Sur la route N-432, au sud-est de Cordoue (photo: MV, octobre 2017). En cliquant sur l'image vous revenez à la page principale.

Notre point de départ est Grenade. La ville, blottie au pied de la majestueuse Sierre Nevada, qui culmine à 3481 m, est terriblement attirante… et sacrément touristique… Imaginons des cascades de bâtiments, de palais, d’églises, qui s’étagent jusqu’aux palais nasrides, avec, jonglant dans l’azur, la montagne, blanchie par la neige dès les premiers jours de l’automne… Grenade, si belle et si densément déroutante, ne s’est pas faite en un jour… Dès l'Antiquité, signale Wikipédia, «la ville connaît la culture ibère puis les Carthaginois et les Romains. La conquête de la région par la dynastie des Zirides au XIe siècle marque le début du royaume musulman de Grenade». Mais, l’installation, en 1236, de la dynastie nasride faisant suite à la conquête de Cordoue par les chrétiens donne à la ville un nouvel élan. «Devenue vassale du roi de Castille», écrit le Guide du Routard Andalousie, cette dynastie va pouvoir contrôler l’émirat de Grenade durant deux siècle et demi! Ce qui va donner l’exceptionnel palais de l’Alhambra, où va se réfugier le dernier carré du pouvoir musulman d’Espagne, qui rendra les armes devant les armées de la Reconquista, en 1492. Aujourd’hui, le centre historique de Grenade est divisé en quatre principaux quartiers: l'Albaicín, situé sur la colline du même nom; le Realejo-San Matías, l'ancien quartier juif médiéval; le Sacromonte, qui était au départ le quartier gitan de la cité, et le centre-ville façonné principalement par la période catholique, qui s'étend en dessous de la cathédrale et de la chapelle royale, où se trouvent les restes des Rois Catholiques. Le tout est à visiter sans modération…

Entre Grenade et Cordoue, il y a environ 200 kilomètres de route. Nous voici sur la N-432, où l’on peut suive aujourd’hui un chemin historique et touristique, baptisé «ruta del Califato»… car l’itinéraire (qui n’est pas exactement celui de la route nationale), fut longtemps «une voie commerciale et stratégique importante», écrit le Guide du Routard Andalousie, protégée par «d’innombrables forteresses musulmanes puis chrétiennes». Voici tout d’abord Atarfe, dont le nom (comme beaucoup de localités dans la région) vient de l’arabe al-Taraf. Les vestiges trouvés dans les environs se rapportent vraisemblablement à l'ancienne Ilíberis, localité ibérique datant de la période préromaine, indique le site andalucia.org. Six kilomètres plus loin, voilà Pinos Puente, un bourg encore situé dans l’orbite de Grenade. Pour le site legadoandalusi.es, ce village a toujours été mentionné comme étant une zone agricole ravitaillant Grenade en produits de la ferme. Ce serait aussi là, dit-on, que Christophe Colomb, en route pour la France afin d’y proposer ses services, fit demi-tour, rappelé par la reine Isabelle la Catholique… La cité est contournée par la N-432, son ancien pont date du VIIe siècle.

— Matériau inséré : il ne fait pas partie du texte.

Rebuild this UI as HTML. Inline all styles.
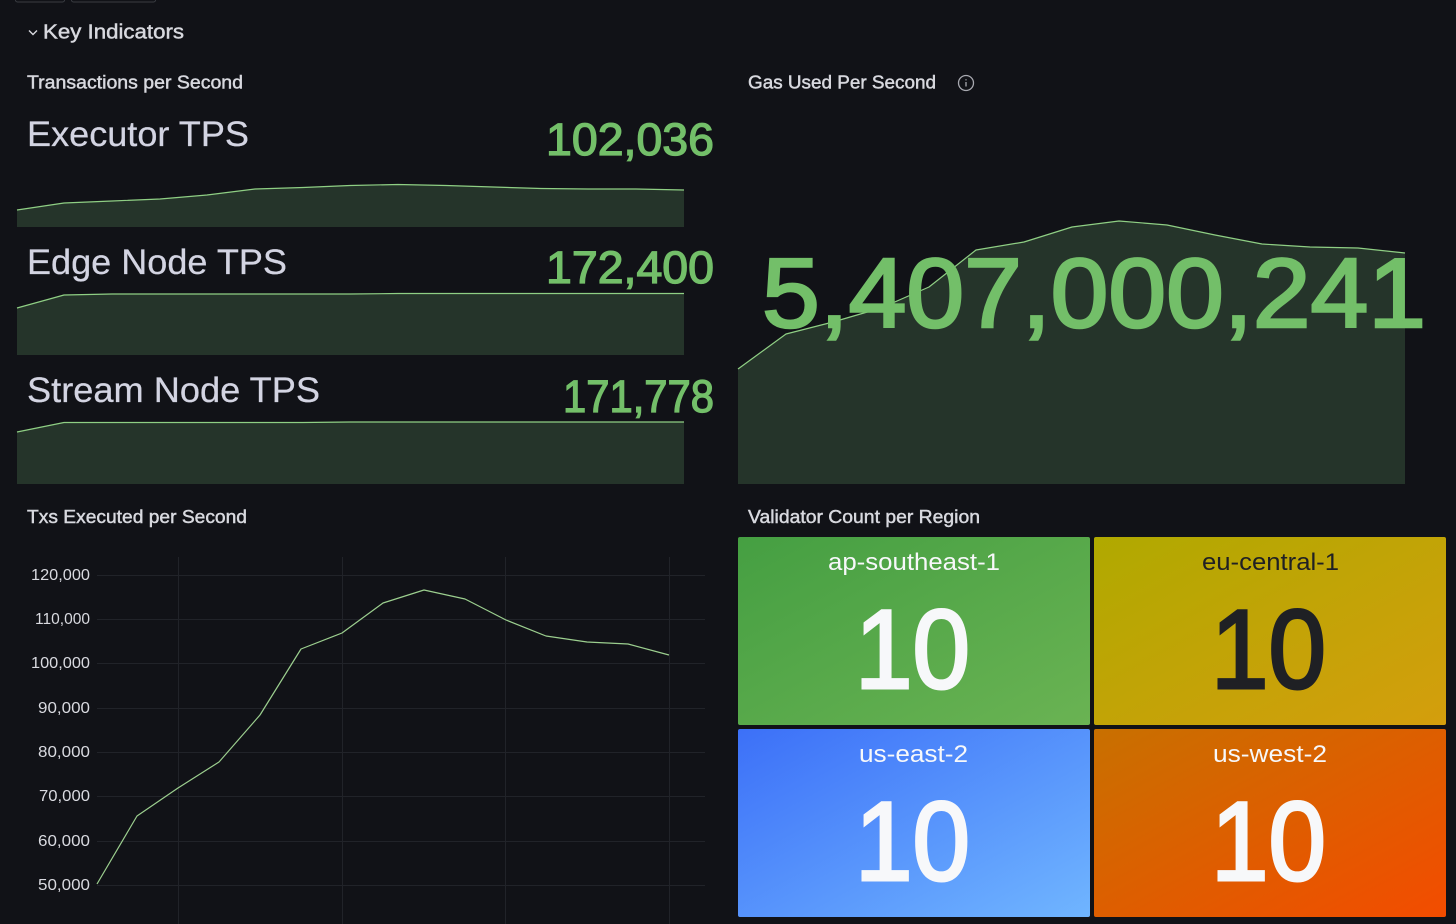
<!DOCTYPE html>
<html lang="en">
<head>
<meta charset="utf-8">
<title>Key Indicators</title>
<style>
html,body{margin:0;padding:0;background:#111217;width:1456px;height:924px;overflow:hidden}
svg{display:block;font-family:"Liberation Sans",sans-serif}
.t{fill:#d8d9df;font-size:18px;stroke:#d8d9df;stroke-width:.45}
.n{fill:#d3d4e2;font-size:35px;stroke:#d3d4e2;stroke-width:.25}
.v{fill:#73bf69;font-size:45px;stroke:#73bf69;stroke-width:1.3}
.a{fill:#25342a}
.l{fill:none;stroke:#8fcf84;stroke-width:1.2;stroke-linejoin:round}
.g{stroke:#212329;stroke-width:1}
.y{fill:#d9dae0;font-size:16px}
.r{font-size:24px;text-anchor:start}
.b{font-size:112px;stroke-width:3}
</style>
</head>
<body>
<svg width="1456" height="924" viewBox="0 0 1456 924" xmlns="http://www.w3.org/2000/svg">
<defs>
<linearGradient id="gr" x1="0" y1="0" x2="1" y2="1"><stop offset="0" stop-color="#459f42"/><stop offset="1" stop-color="#6ab353"/></linearGradient>
<linearGradient id="ye" x1="0" y1="0" x2="1" y2="1"><stop offset="0" stop-color="#b0a900"/><stop offset="1" stop-color="#d49e0d"/></linearGradient>
<linearGradient id="bl" x1="0" y1="0" x2="1" y2="1"><stop offset="0" stop-color="#3c70f8"/><stop offset="1" stop-color="#70b5ff"/></linearGradient>
<linearGradient id="or" x1="0" y1="0" x2="1" y2="1"><stop offset="0" stop-color="#c87000"/><stop offset="1" stop-color="#f34c00"/></linearGradient>
</defs>

<rect x="15.5" y="-8" width="49" height="10" rx="2" fill="none" stroke="#3a3c42"/>
<rect x="71.5" y="-8" width="84" height="10" rx="2" fill="none" stroke="#3a3c42"/>

<path d="M29 30.5l4 4 4-4" fill="none" stroke="#d8d9df" stroke-width="1.4"/>
<text x="43" y="38.5" font-size="20" fill="#d8d9df" stroke="#d8d9df" stroke-width=".45" textLength="141" lengthAdjust="spacingAndGlyphs">Key Indicators</text>

<text class="t" x="27" y="88.5" textLength="216" lengthAdjust="spacingAndGlyphs">Transactions per Second</text>
<text class="t" x="748" y="88.5" textLength="188" lengthAdjust="spacingAndGlyphs">Gas Used Per Second</text>
<circle cx="966" cy="83" r="7.5" fill="none" stroke="#a8a9b0" stroke-width="1.3"/>
<path d="M966 82v4.5M966 79.2v1.2" stroke="#a8a9b0" stroke-width="1.3" fill="none"/>

<path class="a" d="M17 210L64 203 112 201 160 199 207 195 255 189 303 187.5 350 185.5 398 184.5 446 185.5 493 187 541 188.5 588 189 636 189 684 190V227H17Z"/>
<path class="l" d="M17 210L64 203 112 201 160 199 207 195 255 189 303 187.5 350 185.5 398 184.5 446 185.5 493 187 541 188.5 588 189 636 189 684 190"/>
<text class="n" x="27" y="146" textLength="222" lengthAdjust="spacingAndGlyphs">Executor TPS</text>
<text class="v" x="546" y="155" textLength="168" lengthAdjust="spacingAndGlyphs">102,036</text>

<path class="a" d="M17 308L64 295 112 294 160 294 207 294 255 294 303 294 350 294 398 293.5 446 293.5 493 293.5 541 293.5 588 293.5 636 293.5 684 293.5V355H17Z"/>
<path class="l" d="M17 308L64 295 112 294 160 294 207 294 255 294 303 294 350 294 398 293.5 446 293.5 493 293.5 541 293.5 588 293.5 636 293.5 684 293.5"/>
<text class="n" x="27" y="274" textLength="260" lengthAdjust="spacingAndGlyphs">Edge Node TPS</text>
<text class="v" x="546" y="283" textLength="168" lengthAdjust="spacingAndGlyphs">172,400</text>

<path class="a" d="M17 432L64 422.5 112 422.5 160 422.5 207 422.5 255 422.5 303 422.5 350 422 398 422 446 422 493 422 541 422 588 422 636 422 684 422V484H17Z"/>
<path class="l" d="M17 432L64 422.5 112 422.5 160 422.5 207 422.5 255 422.5 303 422.5 350 422 398 422 446 422 493 422 541 422 588 422 636 422 684 422"/>
<text class="n" x="27" y="402" textLength="293" lengthAdjust="spacingAndGlyphs">Stream Node TPS</text>
<text class="v" x="563" y="412" textLength="151" lengthAdjust="spacingAndGlyphs">171,778</text>

<path class="a" d="M738 369L786 334 833 322 881 308 929 287 976 250 1024 242 1072 227 1119 221 1167 225 1215 235 1262 244 1310 247 1358 248 1405 253V484H738Z"/>
<path class="l" d="M738 369L786 334 833 322 881 308 929 287 976 250 1024 242 1072 227 1119 221 1167 225 1215 235 1262 244 1310 247 1358 248 1405 253"/>
<text x="762" y="327" font-size="98" fill="#73bf69" stroke="#73bf69" stroke-width="2.6" textLength="664" lengthAdjust="spacingAndGlyphs">5,407,000,241</text>

<text class="t" x="27" y="523" textLength="220" lengthAdjust="spacingAndGlyphs">Txs Executed per Second</text>
<text class="t" x="748" y="523" textLength="232" lengthAdjust="spacingAndGlyphs">Validator Count per Region</text>

<path class="g" d="M97 575.5H705M97 619.5H705M97 663.5H705M97 708.5H705M97 752.5H705M97 796.5H705M97 841.5H705M97 885.5H705M178.5 557V924M342.5 557V924M505.5 557V924M669.5 557V924"/>
<path class="l" style="stroke:#9ccf8f" d="M97 884L137 816 178 788 219 762 260 715 301 649 342 633 383 603 424 590 465 599 506 620 546 636 587 642 628 644 669 655"/>
<text class="y" x="31" y="580" textLength="59" lengthAdjust="spacingAndGlyphs">120,000</text>
<text class="y" x="35" y="624" textLength="55" lengthAdjust="spacingAndGlyphs">110,000</text>
<text class="y" x="31" y="668" textLength="59" lengthAdjust="spacingAndGlyphs">100,000</text>
<text class="y" x="38" y="713" textLength="52" lengthAdjust="spacingAndGlyphs">90,000</text>
<text class="y" x="38" y="757" textLength="52" lengthAdjust="spacingAndGlyphs">80,000</text>
<text class="y" x="39" y="801" textLength="51" lengthAdjust="spacingAndGlyphs">70,000</text>
<text class="y" x="38" y="846" textLength="52" lengthAdjust="spacingAndGlyphs">60,000</text>
<text class="y" x="38" y="890" textLength="52" lengthAdjust="spacingAndGlyphs">50,000</text>

<rect x="738" y="537" width="352" height="188" rx="2" fill="url(#gr)"/>
<rect x="1094" y="537" width="352" height="188" rx="2" fill="url(#ye)"/>
<rect x="738" y="729" width="352" height="188" rx="2" fill="url(#bl)"/>
<rect x="1094" y="729" width="352" height="188" rx="2" fill="url(#or)"/>

<g fill="#f7f8fa" stroke="#f7f8fa">
<text class="r" stroke="none" x="828" y="570" textLength="172" lengthAdjust="spacingAndGlyphs">ap-southeast-1</text>
<text class="b" x="855" y="688" textLength="115" lengthAdjust="spacingAndGlyphs">10</text>
<text class="r" stroke="none" x="859" y="762" textLength="109" lengthAdjust="spacingAndGlyphs">us-east-2</text>
<text class="b" x="855" y="880" textLength="115" lengthAdjust="spacingAndGlyphs">10</text>
<text class="r" stroke="none" x="1213" y="762" textLength="114" lengthAdjust="spacingAndGlyphs">us-west-2</text>
<text class="b" x="1211" y="880" textLength="115" lengthAdjust="spacingAndGlyphs">10</text>
</g>
<g fill="#1f2024" stroke="#1f2024">
<text class="r" stroke="none" x="1202" y="570" textLength="137" lengthAdjust="spacingAndGlyphs">eu-central-1</text>
<text class="b" x="1211" y="688" textLength="115" lengthAdjust="spacingAndGlyphs">10</text>
</g>
</svg>
</body>
</html>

La route N-432 se faufile entre collines et monts (photo: EF, octobre 2017).

On quitte enfin l’aire urbaine de Grenade. Les champs d’oliviers commencent à se multiplier tout autour de la chaussée. C’est aussi l’endroit où l’on commence à découvrir, de part et d’autre de l’axe principal, des tronçons déclassés de la nationale; ceux-ci sont, le plus souvent, numérotés N-432a. Notre voie est, ici, environnée de monts de plus de mille mètres d’altitude. Le passage de Puerto Lope (le «col des loups»), raconte andalucia.org, a son importance: «Les Romains, dit ce site, ont vraisemblablement été les premiers à établir définitivement cet itinéraire avec la construction de la chaussée qui reliait Cordoue à Grenade via Cerro de los Infantes. Le col acquiert une importance particulière sous l’occupation musulmane, lorsqu’il devient un col franc d’échange grâce à sa situation stratégique de passage entre le royaume de Grenade et la couronne de Castille. Au cours de l’occupation française du XIXe siècle, Puerto Lope est détruit en réponse à sa résistance face à l’ennemi».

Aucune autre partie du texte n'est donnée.